Set the listing down unchanged, minus every embedded image.

-- Start SOURCE EXCERPT --

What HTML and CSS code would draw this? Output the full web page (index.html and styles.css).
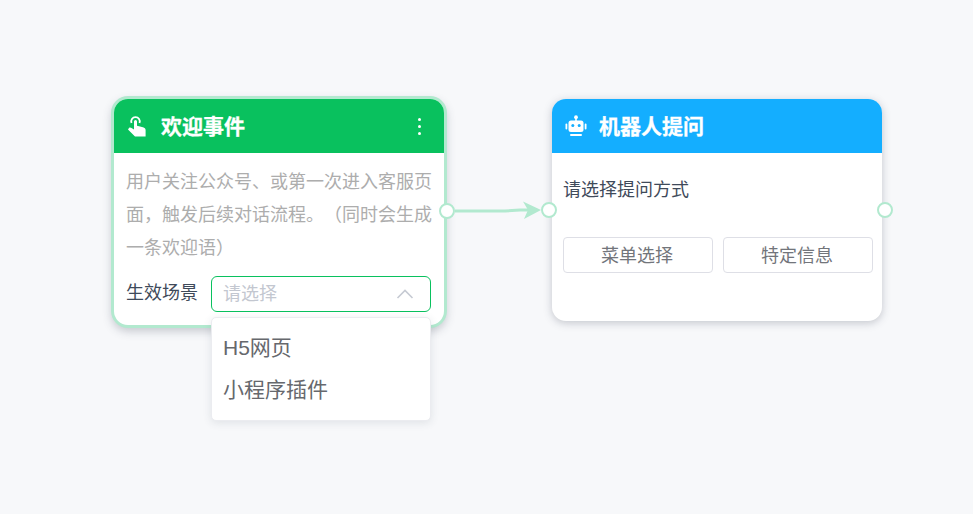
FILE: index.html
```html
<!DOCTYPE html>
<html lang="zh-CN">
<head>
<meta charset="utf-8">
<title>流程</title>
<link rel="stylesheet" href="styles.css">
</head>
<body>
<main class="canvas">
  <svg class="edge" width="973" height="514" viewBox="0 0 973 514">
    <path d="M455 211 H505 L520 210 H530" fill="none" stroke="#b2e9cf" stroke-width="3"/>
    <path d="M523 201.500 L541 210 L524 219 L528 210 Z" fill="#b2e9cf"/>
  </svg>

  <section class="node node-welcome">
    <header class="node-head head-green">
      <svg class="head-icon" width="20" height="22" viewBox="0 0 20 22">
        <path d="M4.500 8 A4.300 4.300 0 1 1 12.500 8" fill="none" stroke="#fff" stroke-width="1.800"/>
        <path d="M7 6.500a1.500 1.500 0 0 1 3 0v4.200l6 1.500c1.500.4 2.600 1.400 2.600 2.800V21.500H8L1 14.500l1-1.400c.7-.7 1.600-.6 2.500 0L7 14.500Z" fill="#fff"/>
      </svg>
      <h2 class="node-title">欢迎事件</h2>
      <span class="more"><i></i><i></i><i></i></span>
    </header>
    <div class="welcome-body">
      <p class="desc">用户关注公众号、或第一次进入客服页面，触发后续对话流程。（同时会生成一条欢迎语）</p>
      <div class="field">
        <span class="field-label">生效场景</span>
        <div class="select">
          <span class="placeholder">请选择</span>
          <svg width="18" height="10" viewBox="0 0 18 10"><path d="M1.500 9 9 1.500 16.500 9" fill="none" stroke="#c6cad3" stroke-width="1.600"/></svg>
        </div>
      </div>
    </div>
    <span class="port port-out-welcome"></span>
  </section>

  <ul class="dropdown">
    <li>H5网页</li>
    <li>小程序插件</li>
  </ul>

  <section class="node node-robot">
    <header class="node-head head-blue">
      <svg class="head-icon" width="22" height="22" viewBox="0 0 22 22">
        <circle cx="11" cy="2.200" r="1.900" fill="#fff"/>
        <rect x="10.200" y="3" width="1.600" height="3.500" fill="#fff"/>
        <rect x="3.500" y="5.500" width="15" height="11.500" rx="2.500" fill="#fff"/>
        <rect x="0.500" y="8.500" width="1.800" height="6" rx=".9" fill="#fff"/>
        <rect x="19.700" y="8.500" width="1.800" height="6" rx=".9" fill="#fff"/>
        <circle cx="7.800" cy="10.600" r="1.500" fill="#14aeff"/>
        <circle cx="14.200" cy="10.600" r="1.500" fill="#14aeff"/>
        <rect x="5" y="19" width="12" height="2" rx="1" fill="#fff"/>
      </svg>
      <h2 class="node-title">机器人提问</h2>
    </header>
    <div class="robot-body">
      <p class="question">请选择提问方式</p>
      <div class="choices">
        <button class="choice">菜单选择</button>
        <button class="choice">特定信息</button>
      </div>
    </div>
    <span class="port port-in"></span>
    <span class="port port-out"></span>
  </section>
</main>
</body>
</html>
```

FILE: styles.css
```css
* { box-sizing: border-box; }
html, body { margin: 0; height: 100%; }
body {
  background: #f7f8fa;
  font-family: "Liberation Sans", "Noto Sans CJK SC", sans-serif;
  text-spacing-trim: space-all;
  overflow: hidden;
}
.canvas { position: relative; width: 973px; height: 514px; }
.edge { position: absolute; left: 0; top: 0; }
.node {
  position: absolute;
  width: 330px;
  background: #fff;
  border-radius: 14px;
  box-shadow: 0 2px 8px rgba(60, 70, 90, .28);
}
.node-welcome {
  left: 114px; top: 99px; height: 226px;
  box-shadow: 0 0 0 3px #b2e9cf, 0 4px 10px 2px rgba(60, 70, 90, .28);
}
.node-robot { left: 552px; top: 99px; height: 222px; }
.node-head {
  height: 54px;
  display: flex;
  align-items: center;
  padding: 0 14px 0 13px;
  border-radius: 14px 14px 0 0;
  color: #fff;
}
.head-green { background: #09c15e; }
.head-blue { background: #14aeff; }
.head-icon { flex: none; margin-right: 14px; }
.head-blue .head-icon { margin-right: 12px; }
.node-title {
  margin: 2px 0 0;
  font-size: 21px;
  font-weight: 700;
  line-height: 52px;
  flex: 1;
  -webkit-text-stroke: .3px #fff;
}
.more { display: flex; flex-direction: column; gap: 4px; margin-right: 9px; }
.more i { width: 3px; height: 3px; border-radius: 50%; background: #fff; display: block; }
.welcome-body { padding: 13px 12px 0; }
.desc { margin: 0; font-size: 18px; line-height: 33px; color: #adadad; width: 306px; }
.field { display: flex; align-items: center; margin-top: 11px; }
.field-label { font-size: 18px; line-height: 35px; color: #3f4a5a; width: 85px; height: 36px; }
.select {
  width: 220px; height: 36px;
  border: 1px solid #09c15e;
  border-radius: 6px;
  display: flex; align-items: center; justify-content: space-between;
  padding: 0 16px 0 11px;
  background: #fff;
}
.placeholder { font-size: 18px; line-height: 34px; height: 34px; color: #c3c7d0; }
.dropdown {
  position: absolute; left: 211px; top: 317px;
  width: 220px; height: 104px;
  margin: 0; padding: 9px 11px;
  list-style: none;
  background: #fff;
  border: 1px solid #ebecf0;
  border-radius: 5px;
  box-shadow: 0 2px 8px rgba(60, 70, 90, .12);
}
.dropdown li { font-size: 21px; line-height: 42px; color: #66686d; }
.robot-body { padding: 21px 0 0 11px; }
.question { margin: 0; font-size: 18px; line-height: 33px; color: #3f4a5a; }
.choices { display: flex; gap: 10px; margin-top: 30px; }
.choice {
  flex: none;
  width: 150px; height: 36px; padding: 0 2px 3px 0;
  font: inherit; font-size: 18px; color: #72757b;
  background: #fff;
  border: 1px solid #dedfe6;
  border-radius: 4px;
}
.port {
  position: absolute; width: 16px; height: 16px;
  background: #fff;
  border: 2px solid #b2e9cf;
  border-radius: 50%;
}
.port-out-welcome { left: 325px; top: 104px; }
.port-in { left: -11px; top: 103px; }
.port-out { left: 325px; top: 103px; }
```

-- End SOURCE EXCERPT --

» **CORRECT RESPONSE**:
What HTML and CSS code would draw this? Output the full web page (index.html and styles.css).
FILE: index.html
```html
<!DOCTYPE html>
<html lang="zh-CN">
<head>
<meta charset="utf-8">
<title>流程</title>
<link rel="stylesheet" href="styles.css">
</head>
<body>
<main class="canvas">
  <svg class="edge" width="973" height="514" viewBox="0 0 973 514">
    <path d="M455 211 H505 L520 210 H530" fill="none" stroke="#b2e9cf" stroke-width="3"/>
    <path d="M523 201.500 L541 210 L524 219 L528 210 Z" fill="#b2e9cf"/>
  </svg>

  <section class="node node-welcome">
    <header class="node-head head-green">
      <svg class="head-icon" width="20" height="22" viewBox="0 0 20 22">
        <path d="M4.500 8 A4.300 4.300 0 1 1 12.500 8" fill="none" stroke="#fff" stroke-width="1.800"/>
        <path d="M7 6.500a1.500 1.500 0 0 1 3 0v4.200l6 1.500c1.500.4 2.600 1.400 2.600 2.800V21.500H8L1 14.500l1-1.400c.7-.7 1.600-.6 2.500 0L7 14.500Z" fill="#fff"/>
      </svg>
      <h2 class="node-title">欢迎事件</h2>
      <span class="more"><i></i><i></i><i></i></span>
    </header>
    <div class="welcome-body">
      <p class="desc">用户关注公众号、或第一次进入客服页面，触发后续对话流程。（同时会生成一条欢迎语）</p>
      <div class="field">
        <span class="field-label">生效场景</span>
        <div class="select">
          <span class="placeholder">请选择</span>
          <svg width="18" height="10" viewBox="0 0 18 10"><path d="M1.500 9 9 1.500 16.500 9" fill="none" stroke="#c6cad3" stroke-width="1.600"/></svg>
        </div>
      </div>
    </div>
    <span class="port port-out-welcome"></span>
  </section>

  <ul class="dropdown">
    <li>H5网页</li>
    <li>小程序插件</li>
  </ul>

  <section class="node node-robot">
    <header class="node-head head-blue">
      <svg class="head-icon" width="22" height="22" viewBox="0 0 22 22">
        <circle cx="11" cy="2.200" r="1.900" fill="#fff"/>
        <rect x="10.200" y="3" width="1.600" height="3.500" fill="#fff"/>
        <rect x="3.500" y="5.500" width="15" height="11.500" rx="2.500" fill="#fff"/>
        <rect x="0.500" y="8.500" width="1.800" height="6" rx=".9" fill="#fff"/>
        <rect x="19.700" y="8.500" width="1.800" height="6" rx=".9" fill="#fff"/>
        <circle cx="7.800" cy="10.600" r="1.500" fill="#14aeff"/>
        <circle cx="14.200" cy="10.600" r="1.500" fill="#14aeff"/>
        <rect x="5" y="19" width="12" height="2" rx="1" fill="#fff"/>
      </svg>
      <h2 class="node-title">机器人提问</h2>
    </header>
    <div class="robot-body">
      <p class="question">请选择提问方式</p>
      <div class="choices">
        <button class="choice">菜单选择</button>
        <button class="choice">特定信息</button>
      </div>
    </div>
    <span class="port port-in"></span>
    <span class="port port-out"></span>
  </section>
</main>
</body>
</html>
```

FILE: styles.css
```css
* { box-sizing: border-box; }
html, body { margin: 0; height: 100%; }
body {
  background: #f7f8fa;
  font-family: "Liberation Sans", "Noto Sans CJK SC", sans-serif;
  text-spacing-trim: space-all;
  overflow: hidden;
}
.canvas { position: relative; width: 973px; height: 514px; }
.edge { position: absolute; left: 0; top: 0; }
.node {
  position: absolute;
  width: 330px;
  background: #fff;
  border-radius: 14px;
  box-shadow: 0 2px 8px rgba(60, 70, 90, .28);
}
.node-welcome {
  left: 114px; top: 99px; height: 226px;
  box-shadow: 0 0 0 3px #b2e9cf, 0 4px 10px 2px rgba(60, 70, 90, .28);
}
.node-robot { left: 552px; top: 99px; height: 222px; }
.node-head {
  height: 54px;
  display: flex;
  align-items: center;
  padding: 0 14px 0 13px;
  border-radius: 14px 14px 0 0;
  color: #fff;
}
.head-green { background: #09c15e; }
.head-blue { background: #14aeff; }
.head-icon { flex: none; margin-right: 14px; }
.head-blue .head-icon { margin-right: 12px; }
.node-title {
  margin: 2px 0 0;
  font-size: 21px;
  font-weight: 700;
  line-height: 52px;
  flex: 1;
  -webkit-text-stroke: .3px #fff;
}
.more { display: flex; flex-direction: column; gap: 4px; margin-right: 9px; }
.more i { width: 3px; height: 3px; border-radius: 50%; background: #fff; display: block; }
.welcome-body { padding: 13px 12px 0; }
.desc { margin: 0; font-size: 18px; line-height: 33px; color: #adadad; width: 306px; }
.field { display: flex; align-items: center; margin-top: 11px; }
.field-label { font-size: 18px; line-height: 35px; color: #3f4a5a; width: 85px; height: 36px; }
.select {
  width: 220px; height: 36px;
  border: 1px solid #09c15e;
  border-radius: 6px;
  display: flex; align-items: center; justify-content: space-between;
  padding: 0 16px 0 11px;
  background: #fff;
}
.placeholder { font-size: 18px; line-height: 34px; height: 34px; color: #c3c7d0; }
.dropdown {
  position: absolute; left: 211px; top: 317px;
  width: 220px; height: 104px;
  margin: 0; padding: 9px 11px;
  list-style: none;
  background: #fff;
  border: 1px solid #ebecf0;
  border-radius: 5px;
  box-shadow: 0 2px 8px rgba(60, 70, 90, .12);
}
.dropdown li { font-size: 21px; line-height: 42px; color: #66686d; }
.robot-body { padding: 21px 0 0 11px; }
.question { margin: 0; font-size: 18px; line-height: 33px; color: #3f4a5a; }
.choices { display: flex; gap: 10px; margin-top: 30px; }
.choice {
  flex: none;
  width: 150px; height: 36px; padding: 0 2px 3px 0;
  font: inherit; font-size: 18px; color: #72757b;
  background: #fff;
  border: 1px solid #dedfe6;
  border-radius: 4px;
}
.port {
  position: absolute; width: 16px; height: 16px;
  background: #fff;
  border: 2px solid #b2e9cf;
  border-radius: 50%;
}
.port-out-welcome { left: 325px; top: 104px; }
.port-in { left: -11px; top: 103px; }
.port-out { left: 325px; top: 103px; }
```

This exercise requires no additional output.